REFLECTIONS ON FILM CULTURE

Daily | Turner Prize 2014 Shortlist

Bernadette

Duncan Campbell’s ‘Bernadette’ (2008)

I’ve never devoted an entry exclusively to the Turner Prize shortlist before, but as BBC arts editor Will Gompertz kept emphasizing this morning, three out of this year’s group of four artists are filmmakers—or at the very least, they incorporate filmmaking into their work.

“This is an unexpected shortlist,” writes Guardian art critic Adrian Searle. “It baffles me, and for once I’m stumped. Best known for his quasi-documentary films on Irish peace activist Bernadette Devlin and ill-fated car-maker John DeLorean, Duncan Campbell is nominated for his film installation in the Scottish pavilion at last year’s Venice Biennale, It for Others. Campbell’s film was concocted from a strange mix of footage: African masks and other artefacts, images of perfume bottles and snack packaging, and shots from a dance piece by British choreographer Michael Clark in which the performers, shot from above, contort themselves into the shapes of equations. Campbell’s film was not without its pleasures, but was terribly long. It lost me somewhere. Bravely, and perhaps unwisely, he paired this work with a projection of Chris Marker and Alain Resnais‘ 1953 film Les Statues Meurent Aussi (Statues Also Die), about the commodification of African sculpture. It was all too easy to abandon Campbell for Resnais and Marker.”

In 2010, Paul Teasdale wrote in frieze about the work of James Richards, who “draws from a broad range of easily accessible images: online clips, other artists’ films, as well as classic features culled from a variety of disparate sources such as the Lux archive (where he was associate artist from 2007–8), Internet streams and television.
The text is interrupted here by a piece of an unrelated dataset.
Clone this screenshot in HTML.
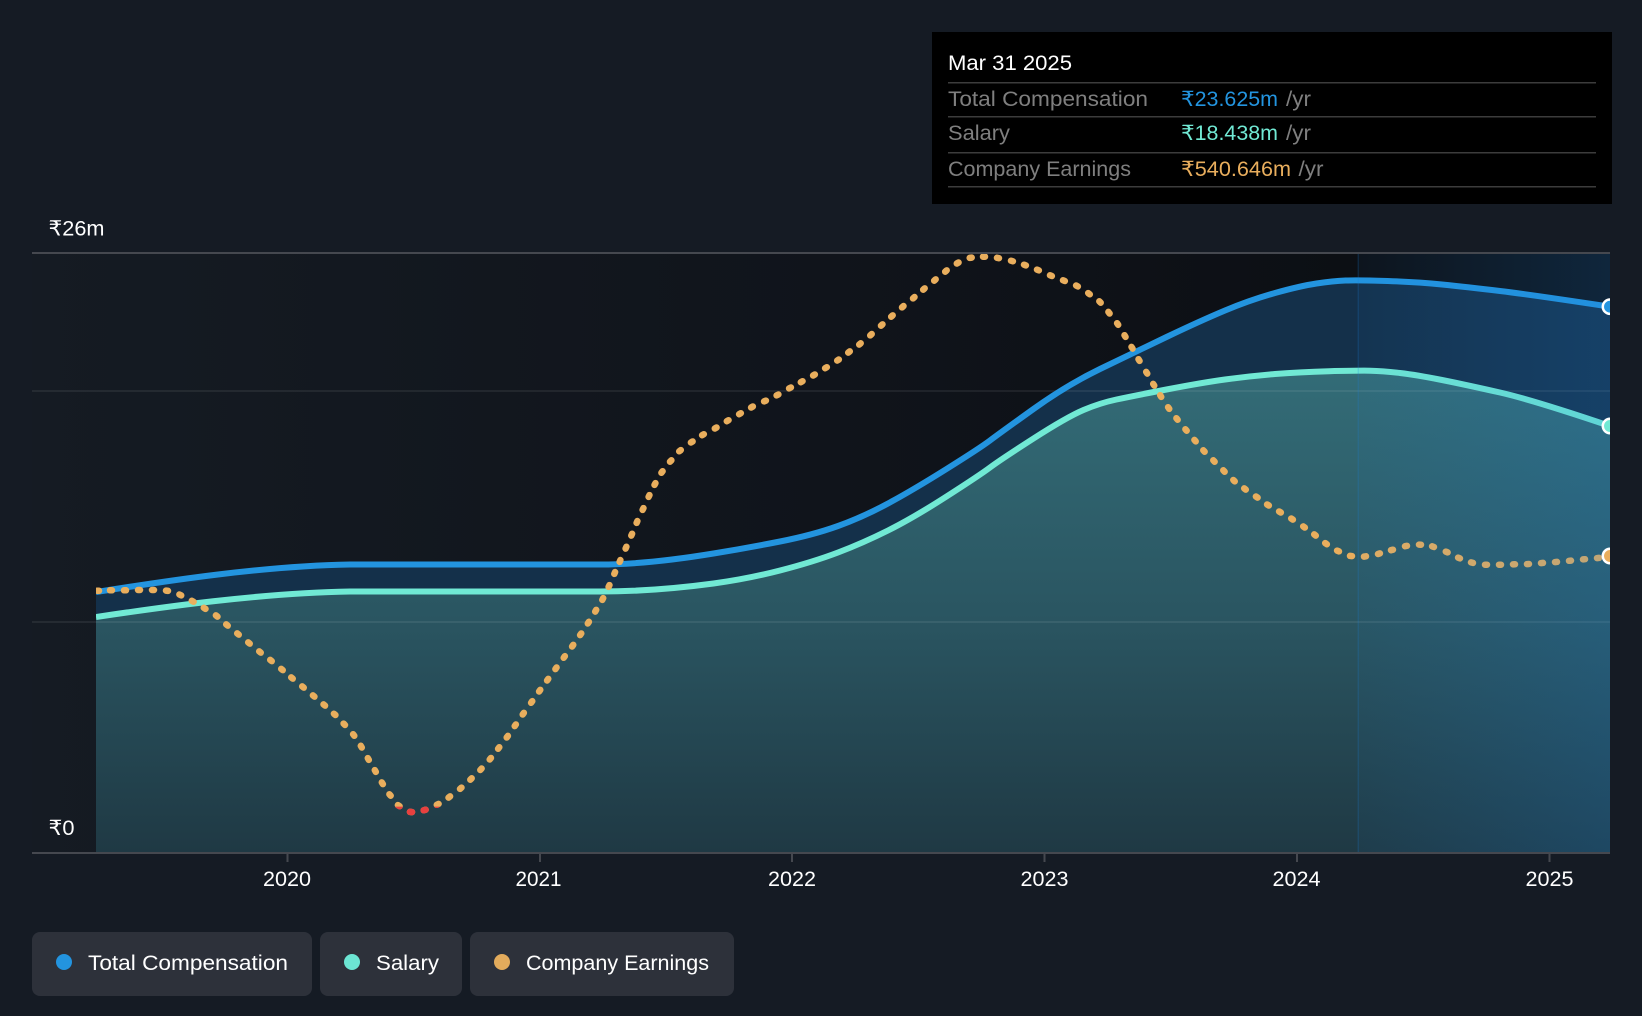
<!DOCTYPE html>
<html lang="en">
<head>
<meta charset="utf-8">
<title>Compensation chart</title>
<style>
html,body{margin:0;padding:0;background:#151b24;width:1642px;height:1016px;overflow:hidden}
svg{display:block}
text{font-family:"Liberation Sans","DejaVu Sans",sans-serif;font-size:21px;fill:#fff}
</style>
</head>
<body>
<svg width="1642" height="1016" viewBox="0 0 1642 1016" xmlns="http://www.w3.org/2000/svg">
<defs>
<linearGradient id="plot" gradientUnits="userSpaceOnUse" x1="32" y1="0" x2="1358" y2="0">
<stop offset="0" stop-color="#151b23"/><stop offset=".6" stop-color="#10141b"/><stop offset="1" stop-color="#0c0f14"/>
</linearGradient>
<linearGradient id="teal" gradientUnits="userSpaceOnUse" x1="0" y1="370" x2="0" y2="852">
<stop offset="0" stop-color="#336c77"/><stop offset=".52" stop-color="#2a5561"/><stop offset="1" stop-color="#1f3944"/>
</linearGradient>
<linearGradient id="band" gradientUnits="userSpaceOnUse" x1="1358" y1="0" x2="1610" y2="0">
<stop offset="0" stop-color="#1b82dc" stop-opacity=".05"/><stop offset="1" stop-color="#1b82dc" stop-opacity=".2"/>
</linearGradient>
<clipPath id="plotclip"><rect x="96" y="254" width="1514" height="598"/></clipPath>
<clipPath id="redclip"><rect x="300" y="806.6" width="200" height="30"/></clipPath>
<clipPath id="endclip"><rect x="1580" y="254" width="30" height="598"/></clipPath>
<path id="dots" fill="none" stroke-linecap="round" stroke-width="6.5" d="M97 590.7h2M110 590.3h2M124 590.3h2M138 590h2M152 590h2M166 590.6l2 .3M179.4 594.5l1.8 .9M191.8 600.8l1.8 1M203.8 607.8l1.7 1.1M215.9 615.4l1.6 1.2M226.2 624.4l1.55 1.25M237.2 633.4l1.55 1.25M248.2 642.4l1.55 1.25M259.2 651.4l1.55 1.25M270.2 659.9l1.55 1.25M281.2 668.9l1.55 1.25M291.2 677.4l1.55 1.25M302.2 686.4l1.55 1.25M312.9 695.4l1.55 1.25M323.5 704.4l1.55 1.25M333.9 713.7l1.55 1.3M343.6 723.6l1.4 1.4M353.1 734.2l1.2 1.6M360.8 745.8l1 1.75M367.8 758.1l1 1.75M374.8 770.1l1 1.75M381.8 782.4l1.1 1.7M389.4 794.2l1.3 1.5M397.9 805.1l1.7 1.1M410 811.9l2 .2M423.7 810.3l1.9 -.6M436.8 804.8l1.8 -.9M448.5 797.6l1.6 -1.2M460 788.9l1.5 -1.3M470.3 779.7l1.4 -1.4M480.3 770l1.35 -1.5M489.7 759.5l1.25 -1.55M498.1 748.8l1.2 -1.6M506.7 737.5l1.2 -1.6M514.7 726.1l1.15 -1.65M522.7 714.5l1.15 -1.65M531.1 702.8l1.15 -1.65M539.1 691.5l1.15 -1.65M547.1 680.5l1.15 -1.65M555.4 669.1l1.15 -1.65M563.7 657.8l1.15 -1.65M572.1 646.5l1.15 -1.65M580.1 635.1l1.15 -1.65M587.8 623.5l1.1 -1.7M595.2 611.6l1 -1.75M602.3 599.9l.9 -1.8M608.6 586.9l.85 -1.8M614.3 573.9l.8 -1.85M619.6 561.9l.8 -1.85M625.6 548.6l.8 -1.85M631.3 535.6l.8 -1.85M636.6 522.9l.8 -1.85M642.6 509.9l.85 -1.8M648.6 496.9l.85 -1.8M654.5 484.9l.95 -1.75M661.4 472.8l1.2 -1.6M670 461.7l1.4 -1.4M679.2 451.3l1.6 -1.2M690.9 442.5l1.7 -1.05M702.1 435.2l1.75 -1M714.8 428.5l1.75 -1M726.8 421.2l1.75 -1M739.1 414.2l1.75 -1M751.1 407.5l1.75 -1M764.1 401.4l1.8 -.8M776.6 395.4l1.8 -.9M789.1 388.4l1.8 -.9M800.8 382.2l1.75 -1M813.1 375.5l1.75 -1M825.1 368.2l1.75 -1M837.2 360.6l1.65 -1.1M848.2 352.6l1.6 -1.2M859.2 344.6l1.5 -1.3M870.2 335.4l1.5 -1.35M881 325.7l1.5 -1.35M891.2 316.7l1.5 -1.35M902 307.4l1.5 -1.35M913 298.4l1.5 -1.35M923.2 289.7l1.5 -1.35M934.2 280.7l1.5 -1.35M945.2 271.7l1.5 -1.35M956.8 263.5l1.75 -1M969.7 257.9l2 -.3M983 256.7h2M997 257.8l1.95 .4M1011 260.7l1.9 .6M1024 264.7l1.9 .7M1037 269.6l1.85 .75M1050 275.3l1.85 .75M1063 280.3l1.85 .75M1076.1 285.5l1.75 .95M1088.2 293.1l1.6 1.2M1099.3 301.3l1.4 1.4M1108.4 311.9l1.2 1.6M1117.1 323.2l1.1 1.65M1124.5 335.2l1.05 1.7M1131.5 346.9l1.05 1.7M1138.5 359.2l1.05 1.7M1146.2 371.9l1.05 1.7M1153.2 383.9l1.05 1.7M1160.2 395.2l1.05 1.7M1168.1 407.2l1.15 1.65M1176.4 418.2l1.25 1.55M1185.4 429.2l1.3 1.5M1194.4 439.9l1.3 1.5M1203.3 450.3l1.35 1.45M1213.3 460.3l1.35 1.45M1223.3 470.3l1.35 1.45M1233.3 480l1.45 1.4M1244.2 488.4l1.6 1.2M1255.9 496.5l1.7 1.1M1267.1 504.5l1.75 1M1279.1 511.5l1.75 1M1291.2 518.5l1.7 1.1M1303.2 526.4l1.65 1.15M1314.2 534.4l1.6 1.2M1325.2 543.1l1.65 1.15M1337.1 550.6l1.85 .8M1350 555.9l2 .2M1364 556.6l2 -.3M1378 554l1.9 -.6M1391 550.2l1.95 -.5M1405 546.2l1.95 -.35M1419 544.6l2 .1M1432.1 546.3l1.85 .7M1445.8 551.6l1.8 .8M1458.1 557.6l1.85 .75M1471 562.4l1.95 .5M1485 564.7h2M1499 564.7h2M1513 564.4l2 -.1M1527 564.1l2 -.1M1541 563.1l2 -.2M1555 562.1l2 -.2M1569 560.8l2 -.2M1583 559.4l2 -.2M1597 558.1l2 -.2"/>
</defs>

<rect width="1642" height="1016" fill="#151b24"/>
<rect x="32" y="254" width="1578" height="598" fill="url(#plot)"/>

<g clip-path="url(#plotclip)">
<path fill="#14304a" d="M96 592C160 582 260 566 350 564.5L600 564.5C640 564.5 680 559 713.5 553.5Q747 548 780 541.5Q813 535 838 526Q863 517 888 503.5Q913 490 946.5 469Q980 448 990 440.5Q1000 433 1033.5 409Q1067 385 1100 369Q1133 353 1166.5 337Q1200 321 1225 310.5Q1250 300 1275 293Q1300 286 1316.5 283.5Q1333 281 1345.5 280.5Q1358 280 1387.5 281Q1417 282 1442 284.5Q1467 287 1500 291Q1533 295 1610 306.7L1610 852L96 852Z"/>
<path fill="url(#teal)" d="M96 617C160 607.5 260 593 350 591.5L600 591.5C640 591.5 680 588 713.5 583.5Q747 579 780 570.5Q813 562 838 552.5Q863 543 888 530.5Q913 518 946.5 496.5Q980 475 990 467.5Q1000 460 1033.5 438.5Q1067 417 1083.5 410Q1100 403 1116.5 399.5Q1133 396 1166.5 389.5Q1200 383 1225 379.5Q1250 376 1275 374Q1300 372 1329 371.2Q1358 370.5 1370.5 370.7Q1383 371 1400 373Q1417 375 1442 380Q1467 385 1500 392.5Q1533 400 1610 426L1610 852L96 852Z"/>
</g>

<rect x="32" y="390" width="1578" height="2" fill="#fff" fill-opacity=".07"/>
<rect x="32" y="621" width="1578" height="2" fill="#fff" fill-opacity=".07"/>

<g clip-path="url(#plotclip)">
<path fill="none" stroke="#2394df" stroke-width="6" d="M96 592C160 582 260 566 350 564.5L600 564.5C640 564.5 680 559 713.5 553.5Q747 548 780 541.5Q813 535 838 526Q863 517 888 503.5Q913 490 946.5 469Q980 448 990 440.5Q1000 433 1033.5 409Q1067 385 1100 369Q1133 353 1166.5 337Q1200 321 1225 310.5Q1250 300 1275 293Q1300 286 1316.5 283.5Q1333 281 1345.5 280.5Q1358 280 1387.5 281Q1417 282 1442 284.5Q1467 287 1500 291Q1533 295 1610 306.7"/>
<path fill="none" stroke="#71e9d4" stroke-width="6" d="M96 617C160 607.5 260 593 350 591.5L600 591.5C640 591.5 680 588 713.5 583.5Q747 579 780 570.5Q813 562 838 552.5Q863 543 888 530.5Q913 518 946.5 496.5Q980 475 990 467.5Q1000 460 1033.5 438.5Q1067 417 1083.5 410Q1100 403 1116.5 399.5Q1133 396 1166.5 389.5Q1200 383 1225 379.5Q1250 376 1275 374Q1300 372 1329 371.2Q1358 370.5 1370.5 370.7Q1383 371 1400 373Q1417 375 1442 380Q1467 385 1500 392.5Q1533 400 1610 426"/>
<use href="#dots" stroke="#e9ae5d"/>
<g clip-path="url(#redclip)"><use href="#dots" stroke="#e8403f"/></g>
</g>

<rect x="1358" y="254" width="252" height="598" fill="url(#band)"/>
<rect x="1357.5" y="254" width="1.5" height="598" fill="#1b82dc" fill-opacity=".18"/>

<g clip-path="url(#endclip)" stroke="#fff" stroke-width="2.5">
<circle cx="1610" cy="306.7" r="7.2" fill="#2394df"/>
<circle cx="1610" cy="426" r="7.2" fill="#71e9d4"/>
<circle cx="1610" cy="556" r="7.2" fill="#e9ae5d"/>
</g>

<rect x="32" y="252" width="1578" height="2" fill="#45484f"/>
<rect x="32" y="852" width="1578" height="2" fill="#45484f"/>
<g fill="#45484f">
<rect x="286.5" y="854" width="2" height="8"/>
<rect x="539" y="854" width="2" height="8"/>
<rect x="791" y="854" width="2" height="8"/>
<rect x="1043.5" y="854" width="2" height="8"/>
<rect x="1296" y="854" width="2" height="8"/>
<rect x="1548.5" y="854" width="2" height="8"/>
</g>

<text x="48.5" y="235.5" textLength="56" lengthAdjust="spacingAndGlyphs">₹26m</text>
<text x="48.5" y="835" textLength="26" lengthAdjust="spacingAndGlyphs">₹0</text>

<text x="263" y="886" textLength="48" lengthAdjust="spacingAndGlyphs">2020</text>
<text x="515.5" y="886" textLength="46" lengthAdjust="spacingAndGlyphs">2021</text>
<text x="768" y="886" textLength="48" lengthAdjust="spacingAndGlyphs">2022</text>
<text x="1020.5" y="886" textLength="48" lengthAdjust="spacingAndGlyphs">2023</text>
<text x="1272.5" y="886" textLength="48" lengthAdjust="spacingAndGlyphs">2024</text>
<text x="1525.5" y="886" textLength="48" lengthAdjust="spacingAndGlyphs">2025</text>

<rect x="932" y="32" width="680" height="172" fill="#000"/>
<g fill="#3c3c3c">
<rect x="948" y="82" width="648" height="1.5"/>
<rect x="948" y="116" width="648" height="1.5"/>
<rect x="948" y="152" width="648" height="1.5"/>
<rect x="948" y="186" width="648" height="1.5"/>
</g>
<text x="948" y="70" textLength="124" lengthAdjust="spacingAndGlyphs">Mar 31 2025</text>
<text x="948" y="106" textLength="200" lengthAdjust="spacingAndGlyphs" style="fill:#7f7f7f">Total Compensation</text>
<text x="1181" y="106" textLength="97" lengthAdjust="spacingAndGlyphs" style="fill:#2394df">₹23.625m</text>
<text x="1286" y="106" textLength="25" lengthAdjust="spacingAndGlyphs" style="fill:#7f7f7f">/yr</text>
<text x="948" y="140" textLength="62" lengthAdjust="spacingAndGlyphs" style="fill:#7f7f7f">Salary</text>
<text x="1181" y="140" textLength="97" lengthAdjust="spacingAndGlyphs" style="fill:#71e9d4">₹18.438m</text>
<text x="1286" y="140" textLength="25" lengthAdjust="spacingAndGlyphs" style="fill:#7f7f7f">/yr</text>
<text x="948" y="176" textLength="183" lengthAdjust="spacingAndGlyphs" style="fill:#7f7f7f">Company Earnings</text>
<text x="1181" y="176" textLength="110" lengthAdjust="spacingAndGlyphs" style="fill:#e9ae5d">₹540.646m</text>
<text x="1298.5" y="176" textLength="25" lengthAdjust="spacingAndGlyphs" style="fill:#7f7f7f">/yr</text>

<rect x="32" y="932" width="280" height="64" rx="8" fill="#2d313a"/>
<rect x="320" y="932" width="142" height="64" rx="8" fill="#2d313a"/>
<rect x="470" y="932" width="264" height="64" rx="8" fill="#2d313a"/>
<circle cx="64" cy="962" r="8" fill="#2394df"/>
<circle cx="352" cy="962" r="8" fill="#6ce5d3"/>
<circle cx="502" cy="962" r="8" fill="#e2ab5c"/>
<text x="88" y="970" textLength="200" lengthAdjust="spacingAndGlyphs">Total Compensation</text>
<text x="376" y="970" textLength="63" lengthAdjust="spacingAndGlyphs">Salary</text>
<text x="526" y="970" textLength="183" lengthAdjust="spacingAndGlyphs">Company Earnings</text>
</svg>
</body>
</html>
Continuing in the long tradition of remixing appropriated material (from Scratch video artists, such as Guerilla Tapes and George Barber, to the sampling techniques of early hip-hop producers), Richards’s carefully constructed film installations move past Scratch video methodology to involve sculptural and curatorial considerations.” Kari Rittenbach had a good long talk with Richards for Rhizome last September.

Introducing an interview with Tris Vonna-Michell for Mousse, Caterina Riva notes that his “artistic practice is an explosive mix of music, literature, slang and rhythm: imagine Tristram Shandy catapulted in the present in the guise of an MC. His performances are the mise-en-scène of stories which he creates by coalescing heroic and less heroic moments, with swift links between far away geographical places and people not belonging to the same time era.”

“If a decade ago you’d asked me to predict which unlikely medium was going to capture the imagination of a new bunch of artists who grew up in the digital age and were educated in an era which might be seen as the high watermark of art theory, I would have openly scoffed if you told me it would be the genteel art of printmaking,” wrote Moira Jeffrey for the Scotsman last year. “But then along came artists like Ciara Phillips, an Irish Canadian who, based in Glasgow since she studied for her MFA there, has been quietly proselytizing on behalf of print and rallying like-minded artists into activities like Poster Club, a loose artists’ collective utilizing her screen-printing skills for artists of radical bent.”

Update: The BBC’s Tim Masters talks with frieze co-editor Jennifer Higgie, Chris Wainwright, pro vice-chancellor at the University of the Arts in London, and Sarah Monk, director of the London Art Fair, about the shortlist. And at Hyperallergic, Jillian Steinhauer has notes on all four artists.